For Meltdown, every modern Intel processor is vulnerable; in fact the only processors from Intel that are not vulnerable are only likely to be encountered in retro-computing. Processors from AMD and ARM are probably not vulnerable, although it is possible to configure at least one AMD processor in such a way that it becomes vulnerable.

It appears that that more processors are likely to be vulnerable to the Spectre vulnerabilities. Exactly what is vulnerable is a bit of work to assess, and people are concentrating on the Meltdown vulnerability as it is more serious (although Spectre is itself serious enough to qualify for a catchy code name).

What Is The Fix?

Replace the processor. But wait until fixed ones have been produced.

However there is a work-around for the Meltdown vulnerability, which is an operating system patch (to fix the operating system) and a firmware patch (to fix the UEFI environment). All of the patches “fix” the problem by removing kernel memory from the user memory map, which stops user processes exploiting Meltdown to read kernel memory.

Unfortunately there is a performance hit with this fix; every time you call the operating system (actually the kernel) to perform something, the memory map needs to be loaded with the kernel maps and re-loaded with the old map when the routine exits.

This “costs” between 5% and 30% when performing system calls. With very modern processors the performance hit will be consistently 5% and with older processors the hit will be consistently 30%.

Having said that, this only happens when calling the operating system kernel, and many applications may very well make relatively few kernel operating system calls in which case the performance hit will be barely noticeable. Nobody is entirely sure what the performance hit will be for real world use, but the best guesses say that most desktop applications will be fine with occasional exceptions (and the web browser is likely to be one); the big performance hit will be on the server.

How Serious Are They?

Meltdown is very serious not only because it allows a user process to read privileged data, but because it allows an attacker to effectively remove a standard attack mitigation which makes many older-style attacks impracticable. Essentially it make older-style attacks practicable again.

Although Spectre is still serious, it may be less so than Meltdown because an attacker needs to be able to control some data that the victim process uses to indulge in some speculative execution. In the case of browsers (for example) this is relatively easy, but in general it is not so easy.

It is also easier to fix and/or protect against on an individual application basis – expect browser patches shortly.

Some Technicalities

Within this section I will attempt to explain some of the technical aspects of the vulnerabilities. By all means skip to the summary if you wish.

The Processor?

Normally security vulnerabilities are found within software – the operating system, or a ‘layered product’ – something installed on top of the operating system such as an application, a helper application, or a run-time environment.
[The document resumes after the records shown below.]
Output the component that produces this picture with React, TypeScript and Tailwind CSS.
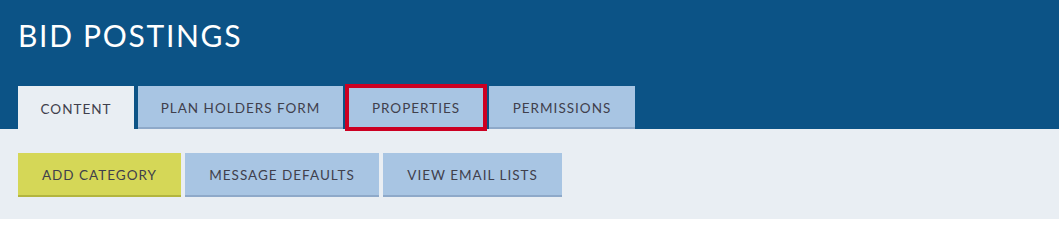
const tabs = [
  { label: "CONTENT", width: "w-[116px]", active: true },
  { label: "PLAN HOLDERS FORM", width: "w-[205px]" },
  { label: "PROPERTIES", width: "w-[138px]", marked: true },
  { label: "PERMISSIONS", width: "w-[146px]" },
];

const actions = [
  { label: "ADD CATEGORY", width: "w-[163px]", primary: true },
  { label: "MESSAGE DEFAULTS", width: "w-[194px]" },
  { label: "VIEW EMAIL LISTS", width: "w-[179px]" },
];

export default function App() {
  return (
    <div className="h-[219px] w-[1059px] bg-[#e9eef3] font-['Lato','Open_Sans',sans-serif]">
      <header className="bg-[#0c5386] px-[18px] pt-[17px]">
        <h1 className="text-[30px] leading-[36px] tracking-[1.7px] text-white">BID POSTINGS</h1>
        <nav className="mt-[33px] flex gap-[4px]">
          {tabs.map((tab) => (
            <button
              key={tab.label}
              className={`${tab.width} h-[43px] pt-[3px] text-[13.5px] tracking-[1px] text-[#40404c] ${
                tab.active
                  ? "bg-[#e9eef3]"
                  : "border-b-2 border-[#8ea9c9] bg-[#a8c5e3]"
              } ${tab.marked ? "outline-4 -outline-offset-2 outline-[#cc0022]" : ""}`}
            >
              {tab.label}
            </button>
          ))}
        </nav>
      </header>

      <div className="flex gap-[4px] px-[18px] pt-[24px]">
        {actions.map((a) => (
          <button
            key={a.label}
            className={`${a.width} h-[44px] border-b-2 pt-[2px] text-[13.5px] tracking-[1px] text-[#40404c] ${
              a.primary ? "border-[#b3b53e] bg-[#d5d757]" : "border-[#8ea9c9] bg-[#a8c5e3]"
            }`}
          >
            {a.label}
          </button>
        ))}
      </div>
    </div>
  );
}
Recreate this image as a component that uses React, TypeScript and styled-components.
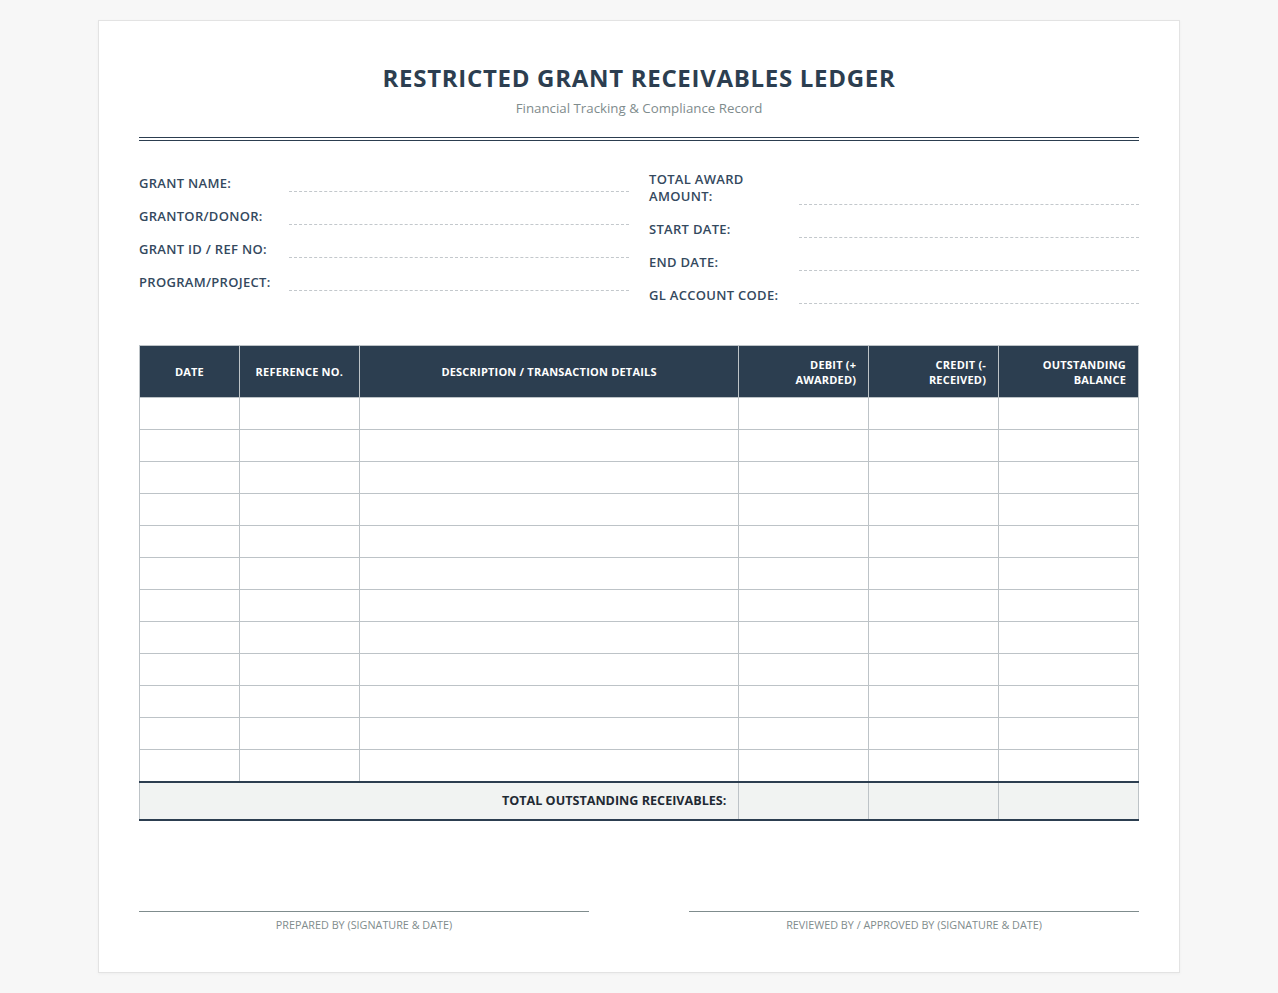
import React from 'react';
import styled, { createGlobalStyle } from 'styled-components';

const GlobalStyle = createGlobalStyle`
  body {
    margin: 0;
    background: #f7f7f7;
    font-family: 'Open Sans', 'Liberation Sans', sans-serif;
    color: #2c3e50;
  }
`;

const Page = styled.div`
  width: 1000px;
  margin: 20px auto;
  padding: 40px 40px 40px;
  background: #fff;
  border: 1px solid #e3e3e3;
  box-shadow: 0 1px 3px rgba(0, 0, 0, 0.04);
`;

const Header = styled.header`
  text-align: center;
  padding-bottom: 19px;
  border-bottom: 4px double #2c3e50;
`;

const Title = styled.h1`
  margin: 0;
  font-size: 24px;
  line-height: 33px;
  font-weight: 700;
  letter-spacing: 0.7px;
  color: #2c3e50;
`;

const Subtitle = styled.div`
  margin-top: 5px;
  font-size: 13.3px;
  line-height: 19px;
  color: #7f8c8d;
`;

const InfoGrid = styled.section`
  display: grid;
  grid-template-columns: 1fr 1fr;
  column-gap: 20px;
  margin-top: 30px;
`;

const InfoColumn = styled.div`
  display: flex;
  flex-direction: column;
`;

const InfoRow = styled.div`
  display: flex;
  align-items: flex-end;
  margin-bottom: 12px;
`;

const InfoLabel = styled.span`
  width: 140px;
  padding-right: 10px;
  flex-shrink: 0;
  font-size: 13px;
  line-height: 17px;
  font-weight: 600;
  letter-spacing: 0.3px;
  color: #34495e;
`;

const InfoField = styled.span`
  flex: 1;
  height: 20px;
  border-bottom: 1px dashed #c3c8cc;
`;

const Table = styled.table`
  width: 100%;
  margin-top: 29px;
  border-collapse: collapse;
  table-layout: fixed;
`;

const Th = styled.th<{ $align?: string; $width: string }>`
  width: ${p => p.$width};
  height: 52px;
  padding: 0 12px;
  box-sizing: border-box;
  background: #2c3e50;
  color: #fff;
  font-size: 11px;
  line-height: 15px;
  font-weight: 700;
  letter-spacing: 0.2px;
  text-transform: uppercase;
  text-align: ${p => p.$align || 'center'};
  border: 1px solid #bdc3c7;
`;

const Td = styled.td`
  height: 32px;
  padding: 0;
  box-sizing: border-box;
  border: 1px solid #bdc3c7;
`;

const TotalRow = styled.tr`
  background: #f1f3f2;
  border-top: 2px solid #2c3e50;
  border-bottom: 2px solid #2c3e50;
`;

const TotalLabel = styled.td`
  height: 38px;
  padding: 0 12px;
  box-sizing: border-box;
  text-align: right;
  font-size: 12.6px;
  font-weight: 700;
  color: #1f2a33;
  border-left: 1px solid #bdc3c7;
  border-right: 1px solid #bdc3c7;
`;

const TotalCell = styled.td`
  border-left: 1px solid #bdc3c7;
  border-right: 1px solid #bdc3c7;
`;

const Signatures = styled.section`
  display: grid;
  grid-template-columns: 450px 450px;
  justify-content: space-between;
  margin-top: 90px;
`;

const SignatureBlock = styled.div`
  border-top: 1px solid #7f8c8d;
  padding-top: 6px;
  text-align: center;
  font-size: 10.8px;
  line-height: 14px;
  color: #7f8c8d;
  text-transform: uppercase;
`;

const leftFields = ['Grant Name:', 'Grantor/Donor:', 'Grant ID / Ref No:', 'Program/Project:'];
const rightFields = ['Total Award Amount:', 'Start Date:', 'End Date:', 'GL Account Code:'];

const columns = [
  { label: 'Date', width: '10%' },
  { label: 'Reference No.', width: '12%' },
  { label: 'Description / Transaction Details', width: '38%' },
  { label: 'Debit (+ Awarded)', width: '13%', align: 'right' },
  { label: 'Credit (- Received)', width: '13%', align: 'right' },
  { label: 'Outstanding Balance', width: '14%', align: 'right' },
];

const rows = Array.from({ length: 12 }, (_, i) => i);

const App: React.FC = () => (
  <>
    <GlobalStyle />
    <Page>
      <Header>
        <Title>RESTRICTED GRANT RECEIVABLES LEDGER</Title>
        <Subtitle>Financial Tracking &amp; Compliance Record</Subtitle>
      </Header>

      <InfoGrid>
        {[leftFields, rightFields].map((fields, c) => (
          <InfoColumn key={c}>
            {fields.map(f => (
              <InfoRow key={f}>
                <InfoLabel>{f.toUpperCase()}</InfoLabel>
                <InfoField />
              </InfoRow>
            ))}
          </InfoColumn>
        ))}
      </InfoGrid>

      <Table>
        <thead>
          <tr>
            {columns.map(col => (
              <Th key={col.label} $width={col.width} $align={col.align}>
                {col.label}
              </Th>
            ))}
          </tr>
        </thead>
        <tbody>
          {rows.map(r => (
            <tr key={r}>
              {columns.map(col => (
                <Td key={col.label} />
              ))}
            </tr>
          ))}
          <TotalRow>
            <TotalLabel colSpan={3}>TOTAL OUTSTANDING RECEIVABLES:</TotalLabel>
            <TotalCell />
            <TotalCell />
            <TotalCell />
          </TotalRow>
        </tbody>
      </Table>

      <Signatures>
        <SignatureBlock>Prepared By (Signature &amp; Date)</SignatureBlock>
        <SignatureBlock>Reviewed By / Approved By (Signature &amp; Date)</SignatureBlock>
      </Signatures>
    </Page>
  </>
);

export default App;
Less often we hear of vulnerabilities that involve hardware in some sense – requiring firmware updates to either the system itself, graphics cards, or network cards.

Similar to firmware updates, it is possible for microcode updates to fix problems with the processor’s instructions.

Unfortunately these vulnerabilities are not found within the processor instructions, but in the way that the processor executes those instructions. And no microcode update can fix this problem (although it is possible to weaken the side-channel attack by making the cache instructions execute in a fixed time).

Essentially the processor hardware needs to be re-designed and new processors released to fix this problem – you need a new processor. The patches for Meltdown and Spectre – both the ones available today, and those available in the future – are strictly speaking workarounds.

The Kernel and Address Space

Meldown specifically targets the kernel and the kernel’s memory. But what is the kernel?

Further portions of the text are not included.